Final answer:
Ionic bonding occurs in magnesium oxide, MgO, where magnesium donates two electrons to oxygen, forming Mg²⁺ and O²⁻ ions. Their opposite charges lead to a strong electrostatic attraction and a stable ionic bond. The process involves the reaction of magnesium with oxygen, represented by the equation 2Mg + O₂ → 2MgO.
Step-by-step explanation:
The bonding that occurs in magnesium oxide, MgO, is an example of ionic bonding. Magnesium has two valence electrons, which it donates to oxygen, forming positively charged magnesium ions, Mg²⁺, and negatively charged oxide ions, O²⁻. As these ions have opposite charges, they attract each other, and this electrostatic attraction forms the ionic bond that holds the compound together.
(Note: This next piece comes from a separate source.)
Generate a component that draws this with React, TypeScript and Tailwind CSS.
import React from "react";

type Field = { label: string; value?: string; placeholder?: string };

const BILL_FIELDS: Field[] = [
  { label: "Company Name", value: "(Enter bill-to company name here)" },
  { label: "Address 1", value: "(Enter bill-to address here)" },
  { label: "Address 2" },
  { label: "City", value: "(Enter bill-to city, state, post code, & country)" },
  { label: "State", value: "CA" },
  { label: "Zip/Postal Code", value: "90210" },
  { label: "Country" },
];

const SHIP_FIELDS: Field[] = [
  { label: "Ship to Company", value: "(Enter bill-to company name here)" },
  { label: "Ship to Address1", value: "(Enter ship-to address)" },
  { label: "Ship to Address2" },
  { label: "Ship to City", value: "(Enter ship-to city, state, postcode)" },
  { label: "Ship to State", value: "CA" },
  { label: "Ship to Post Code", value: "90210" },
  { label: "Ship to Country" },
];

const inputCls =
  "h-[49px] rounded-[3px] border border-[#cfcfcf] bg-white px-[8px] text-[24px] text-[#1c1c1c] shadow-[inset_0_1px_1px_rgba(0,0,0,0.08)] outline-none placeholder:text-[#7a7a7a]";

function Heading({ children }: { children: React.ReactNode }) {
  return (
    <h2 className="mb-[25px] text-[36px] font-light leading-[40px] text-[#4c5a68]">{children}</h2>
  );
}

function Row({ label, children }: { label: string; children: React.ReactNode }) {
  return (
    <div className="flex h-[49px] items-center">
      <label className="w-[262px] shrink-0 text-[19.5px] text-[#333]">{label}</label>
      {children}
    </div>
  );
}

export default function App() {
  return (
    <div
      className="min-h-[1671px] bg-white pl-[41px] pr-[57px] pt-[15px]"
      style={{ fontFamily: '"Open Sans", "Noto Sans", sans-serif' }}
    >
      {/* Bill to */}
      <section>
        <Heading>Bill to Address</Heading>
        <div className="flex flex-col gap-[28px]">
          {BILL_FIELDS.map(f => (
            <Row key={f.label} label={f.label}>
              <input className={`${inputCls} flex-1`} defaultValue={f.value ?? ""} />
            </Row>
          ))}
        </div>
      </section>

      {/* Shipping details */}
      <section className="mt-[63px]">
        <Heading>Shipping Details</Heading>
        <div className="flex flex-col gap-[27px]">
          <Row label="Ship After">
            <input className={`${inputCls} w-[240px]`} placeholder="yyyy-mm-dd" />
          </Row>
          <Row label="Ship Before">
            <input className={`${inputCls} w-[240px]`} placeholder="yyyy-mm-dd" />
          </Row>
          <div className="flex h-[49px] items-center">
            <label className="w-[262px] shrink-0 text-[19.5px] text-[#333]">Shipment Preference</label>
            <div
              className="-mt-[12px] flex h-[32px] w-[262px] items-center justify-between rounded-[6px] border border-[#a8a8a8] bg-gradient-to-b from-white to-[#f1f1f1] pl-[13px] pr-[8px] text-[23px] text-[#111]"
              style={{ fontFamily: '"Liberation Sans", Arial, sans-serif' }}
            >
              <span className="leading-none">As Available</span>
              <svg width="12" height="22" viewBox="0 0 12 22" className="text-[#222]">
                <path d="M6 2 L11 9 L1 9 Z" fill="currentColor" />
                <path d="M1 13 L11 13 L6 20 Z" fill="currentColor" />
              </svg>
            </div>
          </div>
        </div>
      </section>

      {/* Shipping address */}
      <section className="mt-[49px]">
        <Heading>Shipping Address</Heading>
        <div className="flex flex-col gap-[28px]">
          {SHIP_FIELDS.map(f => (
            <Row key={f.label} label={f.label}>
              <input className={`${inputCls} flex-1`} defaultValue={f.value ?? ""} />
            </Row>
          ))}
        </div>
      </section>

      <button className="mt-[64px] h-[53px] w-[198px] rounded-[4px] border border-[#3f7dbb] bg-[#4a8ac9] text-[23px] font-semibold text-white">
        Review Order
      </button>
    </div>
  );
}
Magnesium, with an electronegativity of 1.31, loses two electrons and is oxidized, while oxygen, with an electronegativity of 3.44, gains two electrons to complete its octet, reducing its charge. The reaction with oxygen during the formation of MgO is represented by the balanced chemical equation: 2Mg + O₂ → 2MgO, indicating that two magnesium atoms react with one oxygen molecule to produce two units of magnesium oxide.
In terms of lattice energy, the ions in MgO have a high bonding energy. This energy is the result of the strong ionic bond formed between the Mg²⁺ and O²⁻ ions, demonstrating that the elements combine readily with oxygen to form their corresponding oxides, such as MgO in this case.